▶ [RECORDS TO USE]:
►
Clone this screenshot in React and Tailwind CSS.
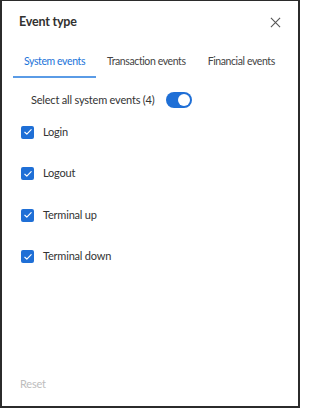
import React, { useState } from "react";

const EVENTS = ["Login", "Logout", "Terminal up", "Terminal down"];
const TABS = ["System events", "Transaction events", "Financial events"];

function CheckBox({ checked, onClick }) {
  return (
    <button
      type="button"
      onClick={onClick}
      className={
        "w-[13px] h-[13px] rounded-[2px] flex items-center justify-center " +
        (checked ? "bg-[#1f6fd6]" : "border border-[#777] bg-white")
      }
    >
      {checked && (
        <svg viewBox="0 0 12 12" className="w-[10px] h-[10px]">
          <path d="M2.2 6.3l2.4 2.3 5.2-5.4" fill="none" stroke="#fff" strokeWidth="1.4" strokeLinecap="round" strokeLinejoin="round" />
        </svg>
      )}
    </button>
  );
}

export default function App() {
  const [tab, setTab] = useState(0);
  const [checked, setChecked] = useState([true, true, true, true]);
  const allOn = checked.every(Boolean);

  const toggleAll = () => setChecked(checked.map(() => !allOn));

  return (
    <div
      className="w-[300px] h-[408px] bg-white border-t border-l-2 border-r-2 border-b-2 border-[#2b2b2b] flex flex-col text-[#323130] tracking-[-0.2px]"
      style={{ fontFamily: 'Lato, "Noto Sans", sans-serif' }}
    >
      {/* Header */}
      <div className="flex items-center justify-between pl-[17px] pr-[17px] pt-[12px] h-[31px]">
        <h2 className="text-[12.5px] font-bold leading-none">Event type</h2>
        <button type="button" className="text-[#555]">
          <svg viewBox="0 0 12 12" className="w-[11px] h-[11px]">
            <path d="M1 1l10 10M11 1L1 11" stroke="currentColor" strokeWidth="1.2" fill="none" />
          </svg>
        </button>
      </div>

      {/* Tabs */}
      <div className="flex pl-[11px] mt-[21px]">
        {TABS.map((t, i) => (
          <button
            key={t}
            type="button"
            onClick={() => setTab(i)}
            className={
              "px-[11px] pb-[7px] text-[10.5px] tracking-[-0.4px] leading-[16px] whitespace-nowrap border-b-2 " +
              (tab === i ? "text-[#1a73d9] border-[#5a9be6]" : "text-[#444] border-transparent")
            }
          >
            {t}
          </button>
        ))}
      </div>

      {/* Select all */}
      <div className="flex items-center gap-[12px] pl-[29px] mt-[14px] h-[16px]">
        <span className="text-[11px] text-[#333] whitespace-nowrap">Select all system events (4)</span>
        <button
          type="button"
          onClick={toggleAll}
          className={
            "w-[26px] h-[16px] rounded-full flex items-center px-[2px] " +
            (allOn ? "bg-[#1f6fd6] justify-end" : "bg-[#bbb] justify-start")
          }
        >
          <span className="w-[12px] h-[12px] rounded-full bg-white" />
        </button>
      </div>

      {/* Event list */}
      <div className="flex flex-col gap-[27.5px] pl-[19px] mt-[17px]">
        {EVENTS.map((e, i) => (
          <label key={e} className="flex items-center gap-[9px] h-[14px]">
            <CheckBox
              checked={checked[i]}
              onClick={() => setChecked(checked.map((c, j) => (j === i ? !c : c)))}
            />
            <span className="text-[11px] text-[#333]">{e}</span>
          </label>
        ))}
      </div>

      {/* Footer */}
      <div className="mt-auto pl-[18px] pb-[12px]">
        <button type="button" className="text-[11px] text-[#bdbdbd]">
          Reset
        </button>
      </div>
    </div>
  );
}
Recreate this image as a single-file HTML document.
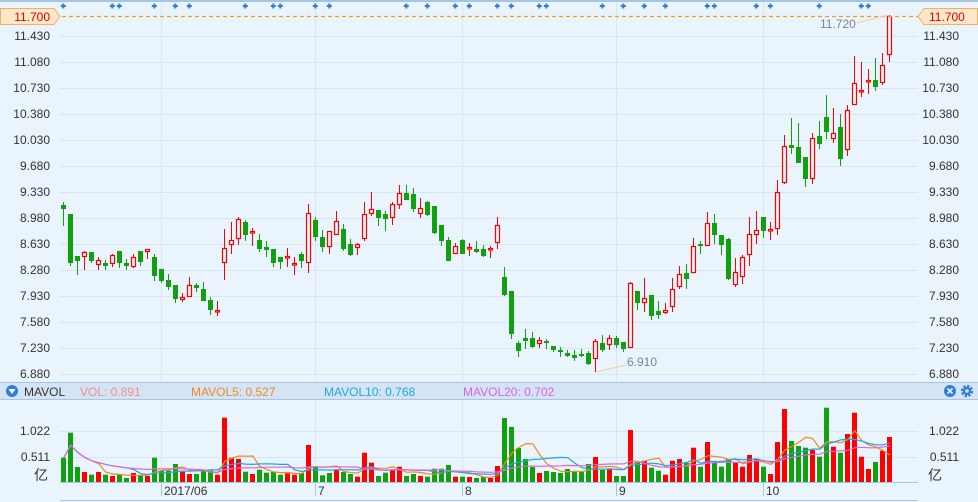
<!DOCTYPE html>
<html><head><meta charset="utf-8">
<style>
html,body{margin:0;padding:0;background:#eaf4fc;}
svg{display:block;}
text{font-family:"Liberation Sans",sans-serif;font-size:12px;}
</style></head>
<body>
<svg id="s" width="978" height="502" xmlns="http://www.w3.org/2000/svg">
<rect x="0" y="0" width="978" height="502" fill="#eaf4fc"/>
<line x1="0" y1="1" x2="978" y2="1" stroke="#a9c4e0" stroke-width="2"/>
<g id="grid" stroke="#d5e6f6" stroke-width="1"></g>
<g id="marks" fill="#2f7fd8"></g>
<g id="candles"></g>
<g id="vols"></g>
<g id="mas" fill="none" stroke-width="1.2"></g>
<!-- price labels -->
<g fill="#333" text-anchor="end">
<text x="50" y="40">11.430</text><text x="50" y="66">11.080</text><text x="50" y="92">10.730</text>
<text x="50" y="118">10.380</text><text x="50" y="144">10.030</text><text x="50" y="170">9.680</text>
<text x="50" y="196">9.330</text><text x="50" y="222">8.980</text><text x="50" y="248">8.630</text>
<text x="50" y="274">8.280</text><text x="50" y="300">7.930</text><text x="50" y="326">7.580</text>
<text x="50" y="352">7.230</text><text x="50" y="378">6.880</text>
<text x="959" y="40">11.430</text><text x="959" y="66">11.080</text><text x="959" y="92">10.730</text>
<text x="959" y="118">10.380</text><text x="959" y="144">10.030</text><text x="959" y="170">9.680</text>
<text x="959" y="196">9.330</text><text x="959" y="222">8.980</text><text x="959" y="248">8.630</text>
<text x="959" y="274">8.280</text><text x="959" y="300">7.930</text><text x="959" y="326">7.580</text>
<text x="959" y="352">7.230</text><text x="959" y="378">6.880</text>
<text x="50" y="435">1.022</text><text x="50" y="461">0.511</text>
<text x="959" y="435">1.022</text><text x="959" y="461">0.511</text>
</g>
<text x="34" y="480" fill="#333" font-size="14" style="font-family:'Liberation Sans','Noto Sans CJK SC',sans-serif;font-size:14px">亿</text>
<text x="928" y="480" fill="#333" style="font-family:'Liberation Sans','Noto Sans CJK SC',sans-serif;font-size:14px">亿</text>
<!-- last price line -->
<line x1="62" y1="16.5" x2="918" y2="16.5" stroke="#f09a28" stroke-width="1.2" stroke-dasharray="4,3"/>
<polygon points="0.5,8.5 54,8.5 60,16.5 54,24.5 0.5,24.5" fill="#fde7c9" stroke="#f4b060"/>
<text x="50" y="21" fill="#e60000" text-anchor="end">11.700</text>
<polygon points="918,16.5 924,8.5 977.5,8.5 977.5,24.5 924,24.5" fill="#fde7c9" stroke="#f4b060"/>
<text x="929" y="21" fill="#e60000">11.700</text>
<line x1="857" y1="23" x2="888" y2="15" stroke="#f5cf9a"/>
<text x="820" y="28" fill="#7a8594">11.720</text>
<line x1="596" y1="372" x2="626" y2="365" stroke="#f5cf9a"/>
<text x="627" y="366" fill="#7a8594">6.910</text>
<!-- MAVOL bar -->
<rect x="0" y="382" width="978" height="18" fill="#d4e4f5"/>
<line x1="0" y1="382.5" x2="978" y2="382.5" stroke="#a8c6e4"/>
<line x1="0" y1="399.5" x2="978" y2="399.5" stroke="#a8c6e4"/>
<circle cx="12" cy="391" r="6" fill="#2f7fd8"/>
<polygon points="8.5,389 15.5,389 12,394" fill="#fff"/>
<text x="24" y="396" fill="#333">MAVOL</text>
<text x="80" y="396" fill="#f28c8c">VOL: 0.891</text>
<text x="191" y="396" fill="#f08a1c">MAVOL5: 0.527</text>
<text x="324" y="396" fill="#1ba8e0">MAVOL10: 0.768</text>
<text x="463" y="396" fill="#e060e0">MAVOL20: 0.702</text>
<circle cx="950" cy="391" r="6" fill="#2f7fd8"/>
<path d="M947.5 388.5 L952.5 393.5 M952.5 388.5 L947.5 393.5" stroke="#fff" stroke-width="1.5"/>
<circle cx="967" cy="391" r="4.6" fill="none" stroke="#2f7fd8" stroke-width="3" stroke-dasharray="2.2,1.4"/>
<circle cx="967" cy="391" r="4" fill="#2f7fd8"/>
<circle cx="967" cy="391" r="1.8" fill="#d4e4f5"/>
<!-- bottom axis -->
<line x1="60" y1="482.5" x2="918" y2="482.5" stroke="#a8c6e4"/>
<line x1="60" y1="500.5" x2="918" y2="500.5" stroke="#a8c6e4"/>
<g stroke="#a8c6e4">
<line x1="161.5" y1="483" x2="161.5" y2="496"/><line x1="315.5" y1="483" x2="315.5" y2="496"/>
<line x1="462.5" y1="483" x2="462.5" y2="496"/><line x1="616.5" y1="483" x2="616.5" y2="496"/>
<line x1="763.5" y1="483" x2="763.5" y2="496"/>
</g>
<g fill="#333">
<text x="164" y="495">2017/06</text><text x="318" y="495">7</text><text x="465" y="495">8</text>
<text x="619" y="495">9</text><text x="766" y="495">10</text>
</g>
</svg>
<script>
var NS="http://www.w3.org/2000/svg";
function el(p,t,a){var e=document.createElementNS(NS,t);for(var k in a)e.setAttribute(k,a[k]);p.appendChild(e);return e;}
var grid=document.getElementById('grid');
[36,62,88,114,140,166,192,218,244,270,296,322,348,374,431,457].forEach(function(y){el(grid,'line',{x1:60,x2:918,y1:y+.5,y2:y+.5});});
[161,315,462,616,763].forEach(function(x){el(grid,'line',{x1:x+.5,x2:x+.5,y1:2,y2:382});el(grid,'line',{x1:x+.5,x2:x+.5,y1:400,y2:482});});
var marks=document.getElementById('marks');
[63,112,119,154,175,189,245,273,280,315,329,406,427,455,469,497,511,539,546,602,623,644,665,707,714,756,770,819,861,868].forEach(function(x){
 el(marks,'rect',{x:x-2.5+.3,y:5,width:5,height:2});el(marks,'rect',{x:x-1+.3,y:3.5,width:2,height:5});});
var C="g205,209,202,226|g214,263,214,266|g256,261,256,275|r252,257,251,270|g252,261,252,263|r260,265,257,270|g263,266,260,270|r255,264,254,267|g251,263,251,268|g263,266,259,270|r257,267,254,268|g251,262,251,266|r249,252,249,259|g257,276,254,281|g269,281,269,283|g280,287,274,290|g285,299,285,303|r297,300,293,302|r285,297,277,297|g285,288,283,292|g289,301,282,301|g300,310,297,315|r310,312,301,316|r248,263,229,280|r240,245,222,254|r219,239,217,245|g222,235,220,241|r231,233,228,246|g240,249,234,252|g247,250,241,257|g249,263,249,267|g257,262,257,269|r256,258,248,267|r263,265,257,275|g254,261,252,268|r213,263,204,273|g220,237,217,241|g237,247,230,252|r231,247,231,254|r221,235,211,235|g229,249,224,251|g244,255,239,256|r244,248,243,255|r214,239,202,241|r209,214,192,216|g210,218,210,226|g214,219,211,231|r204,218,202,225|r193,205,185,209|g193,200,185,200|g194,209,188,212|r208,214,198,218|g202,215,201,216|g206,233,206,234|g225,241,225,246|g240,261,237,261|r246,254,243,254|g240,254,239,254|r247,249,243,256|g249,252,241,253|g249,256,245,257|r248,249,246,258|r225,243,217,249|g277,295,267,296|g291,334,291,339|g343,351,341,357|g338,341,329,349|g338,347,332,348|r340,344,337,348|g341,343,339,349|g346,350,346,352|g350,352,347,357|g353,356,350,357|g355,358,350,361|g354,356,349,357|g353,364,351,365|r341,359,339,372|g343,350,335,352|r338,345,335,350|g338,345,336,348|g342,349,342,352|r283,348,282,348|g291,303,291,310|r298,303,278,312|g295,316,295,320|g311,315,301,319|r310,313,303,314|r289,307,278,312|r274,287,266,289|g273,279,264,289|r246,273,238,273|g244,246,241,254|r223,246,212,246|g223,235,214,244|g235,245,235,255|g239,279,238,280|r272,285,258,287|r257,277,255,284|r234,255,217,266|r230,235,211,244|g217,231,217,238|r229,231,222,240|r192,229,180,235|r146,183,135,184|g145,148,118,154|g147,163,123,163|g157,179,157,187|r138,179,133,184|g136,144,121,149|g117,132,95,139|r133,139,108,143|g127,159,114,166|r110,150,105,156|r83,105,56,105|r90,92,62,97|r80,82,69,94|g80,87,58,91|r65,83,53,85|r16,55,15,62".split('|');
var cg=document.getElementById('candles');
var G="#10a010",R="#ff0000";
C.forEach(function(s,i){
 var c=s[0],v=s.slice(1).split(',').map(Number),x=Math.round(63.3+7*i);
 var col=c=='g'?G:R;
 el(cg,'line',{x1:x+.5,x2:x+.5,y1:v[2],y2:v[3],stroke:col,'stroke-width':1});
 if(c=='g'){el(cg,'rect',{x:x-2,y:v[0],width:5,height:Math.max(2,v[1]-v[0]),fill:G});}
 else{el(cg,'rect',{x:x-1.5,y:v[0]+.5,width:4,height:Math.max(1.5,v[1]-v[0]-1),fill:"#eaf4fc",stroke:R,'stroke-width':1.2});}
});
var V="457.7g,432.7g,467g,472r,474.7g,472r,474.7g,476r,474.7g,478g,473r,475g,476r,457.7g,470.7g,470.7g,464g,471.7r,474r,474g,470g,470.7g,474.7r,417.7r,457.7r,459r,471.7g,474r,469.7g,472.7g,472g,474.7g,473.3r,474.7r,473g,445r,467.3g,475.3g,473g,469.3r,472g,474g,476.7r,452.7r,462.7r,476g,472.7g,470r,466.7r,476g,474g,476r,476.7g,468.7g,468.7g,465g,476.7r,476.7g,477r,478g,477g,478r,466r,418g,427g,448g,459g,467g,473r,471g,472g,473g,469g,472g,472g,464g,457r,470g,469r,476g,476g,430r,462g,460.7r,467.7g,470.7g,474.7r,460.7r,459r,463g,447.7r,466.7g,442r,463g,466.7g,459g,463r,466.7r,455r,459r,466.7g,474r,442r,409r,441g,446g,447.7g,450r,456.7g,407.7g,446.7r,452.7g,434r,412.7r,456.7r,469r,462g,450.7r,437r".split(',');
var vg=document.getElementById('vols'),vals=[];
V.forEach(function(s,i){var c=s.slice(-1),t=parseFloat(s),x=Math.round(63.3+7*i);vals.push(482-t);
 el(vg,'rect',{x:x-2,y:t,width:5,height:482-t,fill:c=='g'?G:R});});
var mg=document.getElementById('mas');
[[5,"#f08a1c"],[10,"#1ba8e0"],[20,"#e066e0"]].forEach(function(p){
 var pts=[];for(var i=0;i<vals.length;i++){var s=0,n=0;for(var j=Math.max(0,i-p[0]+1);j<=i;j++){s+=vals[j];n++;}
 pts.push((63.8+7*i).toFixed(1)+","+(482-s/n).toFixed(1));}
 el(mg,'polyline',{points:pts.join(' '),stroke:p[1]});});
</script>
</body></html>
◄
▶ [YOUR INSTRUCTIONS]: Give back exactly the lines from the top of the records to the line containing "const toggleAll = ()", both included, and no pictures.

▶ [FINAL RESULT]:
Clone this screenshot in React and Tailwind CSS.
import React, { useState } from "react";

const EVENTS = ["Login", "Logout", "Terminal up", "Terminal down"];
const TABS = ["System events", "Transaction events", "Financial events"];

function CheckBox({ checked, onClick }) {
  return (
    <button
      type="button"
      onClick={onClick}
      className={
        "w-[13px] h-[13px] rounded-[2px] flex items-center justify-center " +
        (checked ? "bg-[#1f6fd6]" : "border border-[#777] bg-white")
      }
    >
      {checked && (
        <svg viewBox="0 0 12 12" className="w-[10px] h-[10px]">
          <path d="M2.2 6.3l2.4 2.3 5.2-5.4" fill="none" stroke="#fff" strokeWidth="1.4" strokeLinecap="round" strokeLinejoin="round" />
        </svg>
      )}
    </button>
  );
}

export default function App() {
  const [tab, setTab] = useState(0);
  const [checked, setChecked] = useState([true, true, true, true]);
  const allOn = checked.every(Boolean);

  const toggleAll = () => setChecked(checked.map(() => !allOn));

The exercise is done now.